The union and employers association serving Canada’s West Coast ports returned to bargaining Wednesday in hopes of averting a prolonged port shutdown.
“We are hopeful we can reach an agreement,” BC Maritime Employers Association chairman Jeff Scott said Wednesday. “I can’t get into details.”
The BCMEA said May 28 it would lock out longshoremen in B.C. ports effective Thursday, May 30.
The notice came just two days after the start of what the International Longshore and Warehouse Union Canada (ILWU) called limited job action, which includes a ban on overtime.

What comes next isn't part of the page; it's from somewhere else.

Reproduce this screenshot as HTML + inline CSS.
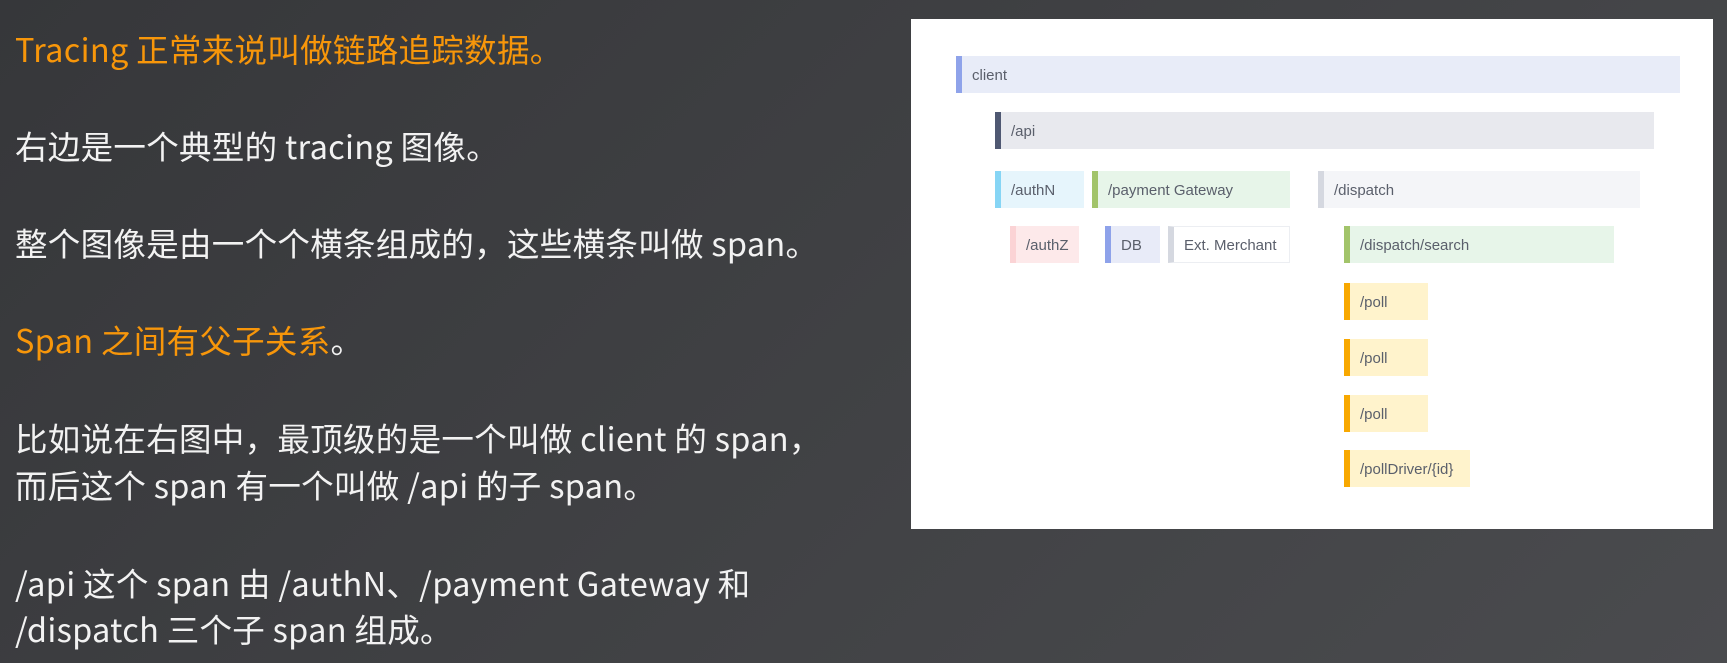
<!DOCTYPE html>
<html><head><meta charset="utf-8"><style>
html,body{margin:0;padding:0;}
body{width:1727px;height:663px;overflow:hidden;position:relative;background:linear-gradient(135deg,#36373a 0%,#424346 60%,#4a4b4e 100%);font-family:"Noto Sans CJK SC","Liberation Sans",sans-serif;}
.t{position:absolute;left:15px;font-size:32.5px;color:#f2f2f2;white-space:nowrap;line-height:40px;letter-spacing:0.3px;}
.o{color:#f7960a;}
.panel{position:absolute;left:911px;top:19px;width:802px;height:510px;background:#fff;}
.b{position:absolute;height:37px;box-sizing:border-box;font-family:"Liberation Sans","Noto Sans CJK SC",sans-serif;font-size:15px;color:#5a5f6b;line-height:39px;padding-left:10px;border-left:6px solid;}
</style></head><body>
<div class="t o" style="top:29px">Tracing 正常来说叫做链路追踪数据。</div>
<div class="t" style="top:126px">右边是一个典型的 tracing 图像。</div>
<div class="t" style="top:223px">整个图像是由一个个横条组成的，这些横条叫做 span。</div>
<div class="t o" style="top:320px">Span 之间有父子关系<span style="color:#f2f2f2">。</span></div>
<div class="t" style="top:418px">比如说在右图中，最顶级的是一个叫做 client 的 span，</div>
<div class="t" style="top:465px">而后这个 span 有一个叫做 /api 的子 span。</div>
<div class="t" style="top:563px">/api 这个 span 由 /authN、/payment Gateway 和</div>
<div class="t" style="top:609px">/dispatch 三个子 span 组成。</div>
<div class="panel"></div>
<div class="b" style="left:956px;top:56px;width:724px;background:#e8ecf8;border-color:#8fa3ea">client</div>
<div class="b" style="left:995px;top:112px;width:659px;background:#e8e9ee;border-color:#4f5872">/api</div>
<div class="b" style="left:995px;top:171px;width:89px;background:#e6f5fc;border-color:#86d5f5">/authN</div>
<div class="b" style="left:1092px;top:171px;width:198px;background:#e7f5e9;border-color:#a2c46a">/payment Gateway</div>
<div class="b" style="left:1318px;top:171px;width:322px;background:#f4f5f8;border-color:#d5d8e0">/dispatch</div>
<div class="b" style="left:1010px;top:226px;width:69px;background:#fde9ea;border-color:#fbd3d5">/authZ</div>
<div class="b" style="left:1105px;top:226px;width:55px;background:#e8ebf8;border-color:#8ea2ea">DB</div>
<div class="b" style="left:1168px;top:226px;width:122px;background:#fff;border:1px solid #eceef2;border-left:6px solid #d5d8e0;line-height:37px">Ext. Merchant</div>
<div class="b" style="left:1344px;top:226px;width:270px;background:#e7f5e9;border-color:#a2c46a">/dispatch/search</div>
<div class="b" style="left:1344px;top:283px;width:84px;background:#fff3cc;border-color:#f8a800">/poll</div>
<div class="b" style="left:1344px;top:339px;width:84px;background:#fff3cc;border-color:#f8a800">/poll</div>
<div class="b" style="left:1344px;top:395px;width:84px;background:#fff3cc;border-color:#f8a800">/poll</div>
<div class="b" style="left:1344px;top:450px;width:126px;background:#fff3cc;border-color:#f8a800">/pollDriver/{id}</div>
</body></html>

Shippers and academics warned Wednesday that a prolonged dispute at ports up and down the coast and on Vancouver Island would severely disrupt supply chains, strangle shipping capacity, back up goods and damage the national economy.
ILWU was ready for a full walkout at 7 a.m. Monday, but instead instituted a ban on overtime and other actions without picket lines at GCT Global Container Terminals’ Vanterm and GCT Deltaport facilities in the Vancouver area.
ILWU president Rob Ashton’s voicemail was full, and he could not be contacted.
Preserving jobs in the face of port automation and site safety are among concerns he has raised.
Those concerns are shared by longshore unions in the United States. In a May 29 press release, the International Longshoremen’s Association (ILA) said it stands in solidarity with ILWU Canada in “opposing automation that robs job opportunities from hard-working longshore workers while companies enjoy record profits."
In September 2018, the ILA ratified an agreement with the United States Maritime Alliance. The six-year contract helps ensure labour and port service stability at East Coast U.S. and Gulf of Mexico ports until 2024.
Shipping companies have complained that labour costs are too high in the ports.
Both Scott and Port of Prince Rupert President Shaun Stevenson downplayed concerns about automation.
“We feel the investment in automation secures existing jobs,” Scott said.
Stevenson said Prince Rupert currently has no automation but may need to examine the option down the road, “but not as a replacement for workers.”
A lockout would affect all ports in Canada’s Asia Pacific Gateway – including the private, northern facility in Stewart. It would not include cruise ship operations or employees required to service grain vessels.
Port Metro Vancouver said that, based on 2018 cargo volumes and average 2018 commodity prices, the estimated cargo value that would be affected by a strike is $615 million per day.